Set exercise: Search the listing below for the string "styled" and copy every line where it occurs.

# # # # #

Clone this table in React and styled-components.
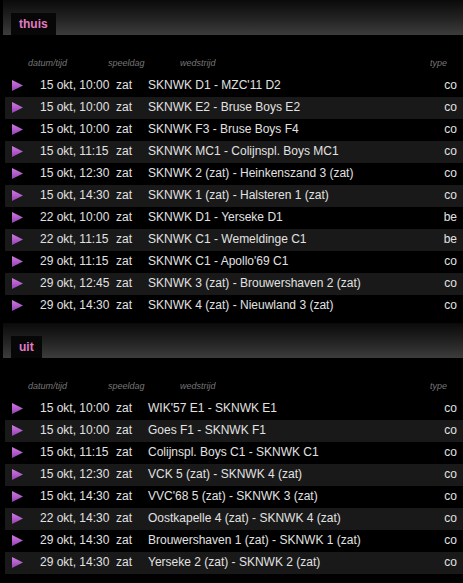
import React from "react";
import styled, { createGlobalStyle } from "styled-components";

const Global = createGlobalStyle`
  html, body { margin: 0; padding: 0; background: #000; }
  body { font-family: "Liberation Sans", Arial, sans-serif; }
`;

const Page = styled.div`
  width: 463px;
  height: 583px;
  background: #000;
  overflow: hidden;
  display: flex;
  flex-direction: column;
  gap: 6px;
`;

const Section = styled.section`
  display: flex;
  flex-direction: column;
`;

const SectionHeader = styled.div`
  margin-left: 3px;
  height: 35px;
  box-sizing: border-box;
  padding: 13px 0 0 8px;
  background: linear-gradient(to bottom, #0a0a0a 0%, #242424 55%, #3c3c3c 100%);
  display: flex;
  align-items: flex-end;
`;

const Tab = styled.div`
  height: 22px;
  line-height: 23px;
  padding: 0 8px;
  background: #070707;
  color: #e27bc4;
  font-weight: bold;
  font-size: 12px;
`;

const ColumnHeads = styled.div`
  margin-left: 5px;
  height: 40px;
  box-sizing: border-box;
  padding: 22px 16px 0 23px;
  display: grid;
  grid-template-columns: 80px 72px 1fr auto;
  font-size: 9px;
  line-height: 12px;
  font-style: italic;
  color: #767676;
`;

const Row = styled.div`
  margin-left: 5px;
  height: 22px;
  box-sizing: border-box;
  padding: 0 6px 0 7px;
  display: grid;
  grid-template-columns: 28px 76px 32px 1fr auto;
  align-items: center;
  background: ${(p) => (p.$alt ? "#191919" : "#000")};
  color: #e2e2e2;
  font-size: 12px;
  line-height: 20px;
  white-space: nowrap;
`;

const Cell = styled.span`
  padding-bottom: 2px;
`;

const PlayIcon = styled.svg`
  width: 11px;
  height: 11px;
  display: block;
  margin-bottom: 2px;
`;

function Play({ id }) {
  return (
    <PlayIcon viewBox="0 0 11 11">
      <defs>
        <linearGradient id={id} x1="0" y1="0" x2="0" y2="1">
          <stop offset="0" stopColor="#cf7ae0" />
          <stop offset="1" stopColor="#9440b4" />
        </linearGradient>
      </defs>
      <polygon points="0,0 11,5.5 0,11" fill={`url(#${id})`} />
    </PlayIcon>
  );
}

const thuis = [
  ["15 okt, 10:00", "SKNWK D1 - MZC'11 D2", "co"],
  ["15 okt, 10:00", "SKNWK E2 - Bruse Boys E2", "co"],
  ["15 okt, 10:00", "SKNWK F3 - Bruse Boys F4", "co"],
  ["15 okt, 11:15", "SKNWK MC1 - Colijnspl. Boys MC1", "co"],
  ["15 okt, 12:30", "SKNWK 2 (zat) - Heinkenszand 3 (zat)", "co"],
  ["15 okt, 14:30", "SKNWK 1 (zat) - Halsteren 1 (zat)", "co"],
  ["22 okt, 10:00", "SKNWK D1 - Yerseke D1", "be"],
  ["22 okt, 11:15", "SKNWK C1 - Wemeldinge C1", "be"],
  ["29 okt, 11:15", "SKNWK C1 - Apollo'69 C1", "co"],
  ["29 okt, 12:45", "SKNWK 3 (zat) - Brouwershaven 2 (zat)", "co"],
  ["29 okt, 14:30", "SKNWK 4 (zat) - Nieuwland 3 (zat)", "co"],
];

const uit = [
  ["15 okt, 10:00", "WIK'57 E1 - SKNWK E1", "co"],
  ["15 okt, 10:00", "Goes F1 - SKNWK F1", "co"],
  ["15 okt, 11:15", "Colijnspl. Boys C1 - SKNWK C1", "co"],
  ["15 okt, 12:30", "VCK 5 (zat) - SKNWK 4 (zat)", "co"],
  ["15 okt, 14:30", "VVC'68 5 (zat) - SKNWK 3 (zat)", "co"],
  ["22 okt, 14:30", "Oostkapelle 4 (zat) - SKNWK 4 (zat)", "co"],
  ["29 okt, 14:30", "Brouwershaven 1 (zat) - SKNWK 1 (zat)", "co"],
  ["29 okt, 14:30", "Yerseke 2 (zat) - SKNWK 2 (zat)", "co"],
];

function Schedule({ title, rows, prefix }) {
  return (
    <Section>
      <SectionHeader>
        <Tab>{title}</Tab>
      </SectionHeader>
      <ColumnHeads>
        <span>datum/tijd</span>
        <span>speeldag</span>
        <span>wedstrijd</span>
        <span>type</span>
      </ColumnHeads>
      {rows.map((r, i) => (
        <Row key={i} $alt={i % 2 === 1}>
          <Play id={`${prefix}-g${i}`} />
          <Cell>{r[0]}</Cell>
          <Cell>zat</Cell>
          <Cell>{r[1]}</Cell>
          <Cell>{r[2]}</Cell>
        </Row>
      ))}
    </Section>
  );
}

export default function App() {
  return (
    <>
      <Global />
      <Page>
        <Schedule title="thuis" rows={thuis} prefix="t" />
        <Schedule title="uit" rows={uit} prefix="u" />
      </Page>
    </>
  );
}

# # # # #

Solution to this exercise:
Clone this table in React and styled-components.
import styled, { createGlobalStyle } from "styled-components";
const Page = styled.div`
const Section = styled.section`
const SectionHeader = styled.div`
const Tab = styled.div`
const ColumnHeads = styled.div`
const Row = styled.div`
const Cell = styled.span`
const PlayIcon = styled.svg`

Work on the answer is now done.